* BEGIN Material *
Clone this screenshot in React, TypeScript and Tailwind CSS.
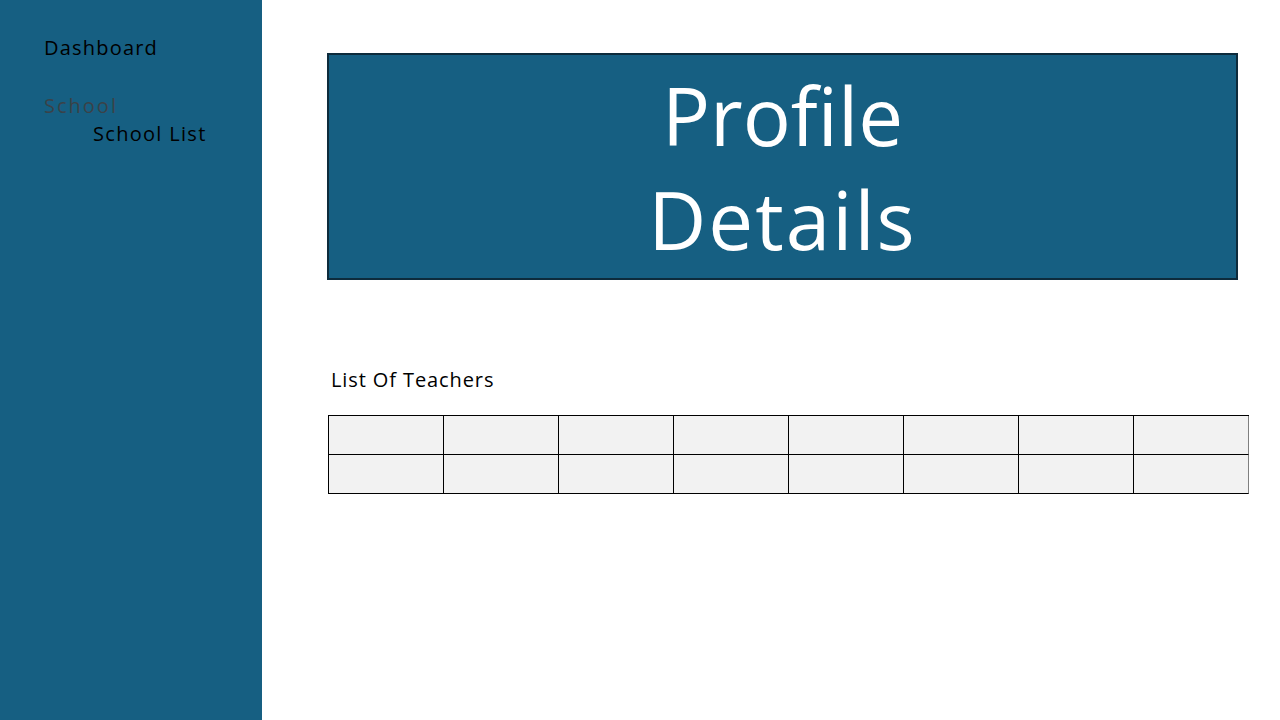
const App = () => {
    const cols = [0, 1, 2, 3, 4, 5, 6, 7];
    const rows = [0, 1];

    return (
        <div className="flex h-[720px] w-[1280px] bg-white font-['Open_Sans',sans-serif] text-black">

            <aside className="w-[262px] shrink-0 bg-[#165f82] pl-[44px] pt-[34px]">
                <p className="text-[20px] leading-[28px] tracking-[1.2px] text-black">Dashboard</p>
                <p className="mt-[30px] text-[20px] leading-[28px] tracking-[2px] text-[#3a4248]">School</p>
                <p className="pl-[49px] text-[20px] leading-[28px] tracking-[1.3px] text-black">School List</p>
            </aside>

            <main className="flex-1 pl-[65px] pt-[53px]">
                <div className="flex h-[227px] w-[911px] flex-col items-center justify-center border-2 border-[#0d2b3c] bg-[#165f82] text-white">
                    <p className="text-[80px] leading-[104px]">Profile</p>
                    <p className="text-[80px] leading-[104px] tracking-[2px]">Details</p>
                </div>

                <p className="mt-[86px] pl-[4px] text-[20px] leading-[28px] tracking-[0.9px]">List Of Teachers</p>

                <div className="mt-[21px] ml-[1px] w-[921px] border-t border-l border-black">
                    {rows.map((r) => (
                        <div key={r} className="flex">
                            {cols.map((c) => (
                                <div
                                    key={c}
                                    className={
                                        c === 7
                                            ? "h-[39px] w-[115px] border-r border-b border-r-[#7f7f7f] border-b-black bg-[#f2f2f2]"
                                            : "h-[39px] w-[115px] border-r border-b border-black bg-[#f2f2f2]"
                                    }
                                />
                            ))}
                        </div>
                    ))}
                </div>
            </main>

        </div>
    );
};

export default App;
* END Material *
Leave out the pictures and restate, word for word, the lines from the top of the data through the line containing "pl-[4px] text-[20px] leading-[28px]", both included.

Clone this screenshot in React, TypeScript and Tailwind CSS.
const App = () => {
    const cols = [0, 1, 2, 3, 4, 5, 6, 7];
    const rows = [0, 1];

    return (
        <div className="flex h-[720px] w-[1280px] bg-white font-['Open_Sans',sans-serif] text-black">

            <aside className="w-[262px] shrink-0 bg-[#165f82] pl-[44px] pt-[34px]">
                <p className="text-[20px] leading-[28px] tracking-[1.2px] text-black">Dashboard</p>
                <p className="mt-[30px] text-[20px] leading-[28px] tracking-[2px] text-[#3a4248]">School</p>
                <p className="pl-[49px] text-[20px] leading-[28px] tracking-[1.3px] text-black">School List</p>
            </aside>

            <main className="flex-1 pl-[65px] pt-[53px]">
                <div className="flex h-[227px] w-[911px] flex-col items-center justify-center border-2 border-[#0d2b3c] bg-[#165f82] text-white">
                    <p className="text-[80px] leading-[104px]">Profile</p>
                    <p className="text-[80px] leading-[104px] tracking-[2px]">Details</p>
                </div>

                <p className="mt-[86px] pl-[4px] text-[20px] leading-[28px] tracking-[0.9px]">List Of Teachers</p>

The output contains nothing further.